If I could have a super power, it would be to live without sleep.

I'm without sleep anyway but it's the living part I'm unsure of.  I've come here to write and have started several posts, only to shelve them all.  A voice in my head keeps saying,"What's the blog about anyway?" and I've lost the strength to say that it is about anything and nothing and so much more all at once.

I was awoken the other night by a howling, hissing, growling cat who clearly wanted to kill the other cats in the house.  We spent a long night of this and I whisked her off to the vet in the morning. She ended up with an overnight stay so they could figure out what her deal was but nothing could be found.  She returned home and peace was restored to the land...until this evening, when it began again.  Only this time, all I could think was, "I feel ya, sister."  Because I want to howl and hiss and growl at the world.  And sometimes that's just the way it is.

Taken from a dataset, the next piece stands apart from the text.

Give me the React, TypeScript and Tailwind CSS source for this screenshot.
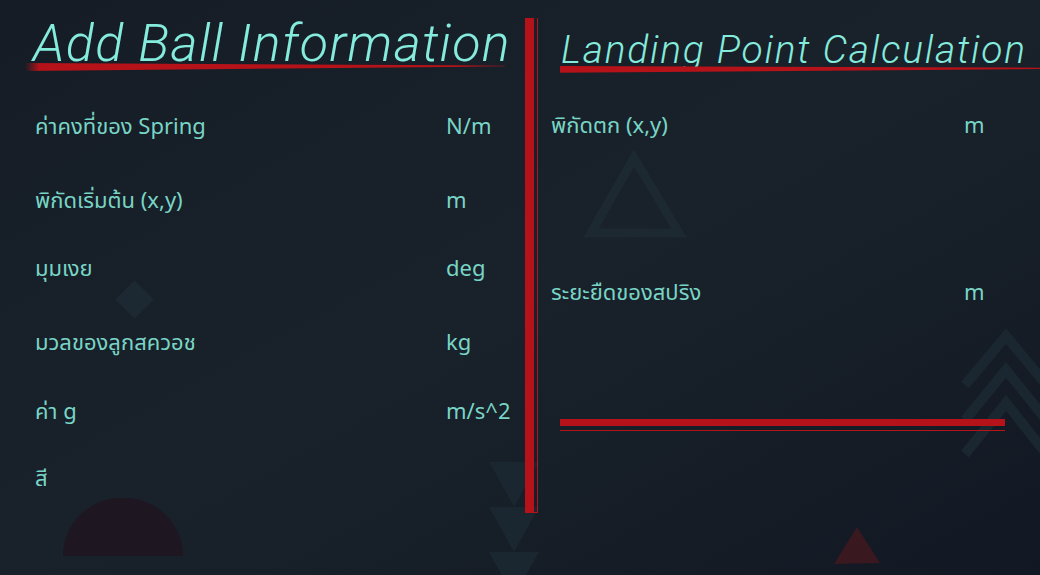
import React from "react";

const leftRows = [
  { label: "ค่าคงที่ของ Spring", unit: "N/m", mt: "mt-[33px]" },
  { label: "พิกัดเริ่มต้น (x,y)", unit: "m", mt: "mt-[34px]" },
  { label: "มุมเงย", unit: "deg", mt: "mt-[28px]" },
  { label: "มวลของลูกสควอช", unit: "kg", mt: "mt-[34px]" },
  { label: "ค่า g", unit: "m/s^2", mt: "mt-[29px]" },
  { label: "สี", unit: "", mt: "mt-[27px]" },
];

const labelFont = { fontFamily: '"Noto Sans Thai", "Noto Sans Thai UI", "Noto Sans", sans-serif' };
const titleFont = { fontFamily: 'Roboto, "Noto Sans", sans-serif' };

function Decorations() {
  return (
    <div aria-hidden="true" className="pointer-events-none absolute inset-0">
      {/* diamond */}
      <div className="absolute left-[121px] top-[286px] h-[27px] w-[27px] rotate-45 bg-[#1c2932]" />
      {/* half circle */}
      <div className="absolute left-[63px] top-[498px] h-[58px] w-[120px] rounded-t-full bg-[#1e1620]" />
      {/* stacked triangles */}
      <svg className="absolute left-[489px] top-[462px]" width="50" height="113" viewBox="0 0 50 113">
        <polygon points="0,0 50,0 25,45" fill="#1b2730" />
        <polygon points="0,45 50,45 25,90" fill="#1b2730" />
        <polygon points="0,90 50,90 25,135" fill="#1b2730" />
      </svg>
      {/* outline triangle */}
      <svg className="absolute left-[583px] top-[150px]" width="104" height="90" viewBox="0 0 104 90">
        <polygon points="51,8 96,83 8,83" fill="none" stroke="#1d2931" strokeWidth="9" />
      </svg>
      {/* chevrons */}
      <svg className="absolute left-[958px] top-[328px]" width="82" height="140" viewBox="0 0 82 140">
        <polyline points="7,57 48,8 95,65" fill="none" stroke="#1b2730" strokeWidth="10" />
        <polyline points="7,92 48,42 95,100" fill="none" stroke="#1b2730" strokeWidth="10" />
        <polyline points="7,126 48,75 95,134" fill="none" stroke="#1b2730" strokeWidth="10" />
      </svg>
      {/* red triangle */}
      <svg className="absolute left-[834px] top-[527px]" width="46" height="37" viewBox="0 0 46 37">
        <polygon points="23,0 46,36 0,37" fill="#391820" />
      </svg>
    </div>
  );
}

export default function App() {
  return (
    <div className="relative flex h-[575px] w-[1040px] overflow-hidden bg-linear-to-br from-[#151c25] via-[#19222b] to-[#121823]">
      <Decorations />

      {/* Left panel */}
      <div className="relative w-[525px] shrink-0 pl-[33px] pt-[14px]">
        <div className="relative">
          <h1
            className="text-[52px] font-light italic leading-[60px] tracking-[0.025em] text-[#84ebdd]"
            style={titleFont}
          >
            Add Ball Information
          </h1>
          <svg className="absolute left-[-8px] top-[49px]" width="480" height="10" viewBox="0 0 480 10">
            <defs>
              <linearGradient id="lfade" x1="0" x2="1" y1="0" y2="0">
                <stop offset="0" stopColor="#b51219" stopOpacity="0" />
                <stop offset="0.03" stopColor="#b51219" />
                <stop offset="0.9" stopColor="#b51219" />
                <stop offset="1" stopColor="#b51219" stopOpacity="0.4" />
              </linearGradient>
            </defs>
            <polygon points="0,0 480,2.5 480,3.5 0,8" fill="url(#lfade)" />
          </svg>
        </div>

        <div className="pl-[2px]" style={labelFont}>
          {leftRows.map((r) => (
            <div key={r.label} className={`${r.mt} grid h-[40px] grid-cols-[411px_auto] items-center text-[22px] text-[#78d5c6]`}>
              <span>{r.label}</span>
              <span>{r.unit}</span>
            </div>
          ))}
        </div>
      </div>

      {/* Divider */}
      <div className="relative shrink-0 pt-[18px]">
        <div className="flex h-[495px] w-[13px] border-r border-b border-[#b51219]">
          <div className="h-full w-[9px] bg-[#b51219]" />
        </div>
      </div>

      {/* Right panel */}
      <div className="relative flex-1 pl-[13px] pt-[27px]">
        <div className="relative ml-[10px]">
          <h2
            className="text-[39px] font-light italic leading-[46px] tracking-[0.045em] text-[#84ebdd]"
            style={titleFont}
          >
            Landing Point Calculation
          </h2>
          <svg className="absolute left-[-1px] top-[39px]" width="480" height="8" viewBox="0 0 480 8">
            <polygon points="0,0 480,1.7 480,3 0,6.7" fill="#b51219" />
          </svg>
        </div>

        <div style={labelFont}>
          <div className="mt-[33px] grid h-[40px] grid-cols-[413px_auto] items-center text-[22px] text-[#78d5c6]">
            <span>พิกัดตก (x,y)</span>
            <span>m</span>
          </div>
          <div className="mt-[127px] grid h-[40px] grid-cols-[413px_auto] items-center text-[22px] text-[#78d5c6]">
            <span>ระยะยืดของสปริง</span>
            <span>m</span>
          </div>
        </div>

        <div className="ml-[9px] mt-[106px] w-[445px]">
          <div className="h-[7px] bg-[#b51219]" />
          <div className="mt-[4px] h-px bg-[#b51219]" />
        </div>
      </div>
    </div>
  );
}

When I first started working in youth ministry, I wanted to show the kids that you could juggle work and life and all the in-between stuff.  But as we went along, I realized it was more important to show them I was real. That sometimes I got tired or depressed or just plain discouraged.  Sometimes I said things I shouldn't of and sometimes I made decisions that were straight up bad.  Because, seriously, who doesn't?  I am by no means perfect...and I'll prove that to you again and again and again.  And there is purpose in that, by design.  It's interesting how this word I have chosen for this year keeps coming to mind and showing up when I least expect it.  But truly, what is the purpose in pretending?  There is more to being real.


"What is REAL?" asked the Rabbit on day, when they were lying side by side near the nursery fender before Nana came in to tidy the room.  "Does it mean having things that buzz inside you an a stick-out handle?


"Real isn't how you are made," said the Skin Horse.  "It's a thing that happens to you.  When a child loves you for a long, long time, not just to play with, but REALLY loves you, then you become Real."


"Does it hurt?" asked the Rabbit.


"Sometimes," said the Skin Horse, for he was always truthful.  "When you are Real you don't mind being hurt."


"Does it happen all at once, like being wound up," he asked, "or bit by bit?"


"It doesn't happen all at once," said the Skin Horse.  "You become.  It takes a long time.  That's why it doesn't happen often to people who break easily, or have sharp edges, or who have to be carefully kept.  Generally, by the time you are Real, most of your hair has been loved off, and your eyes drop out and you get loose in the joints and very shabby.  But these things don't matter at all, because once you are Real you can't be ugly, except to people who don't understand."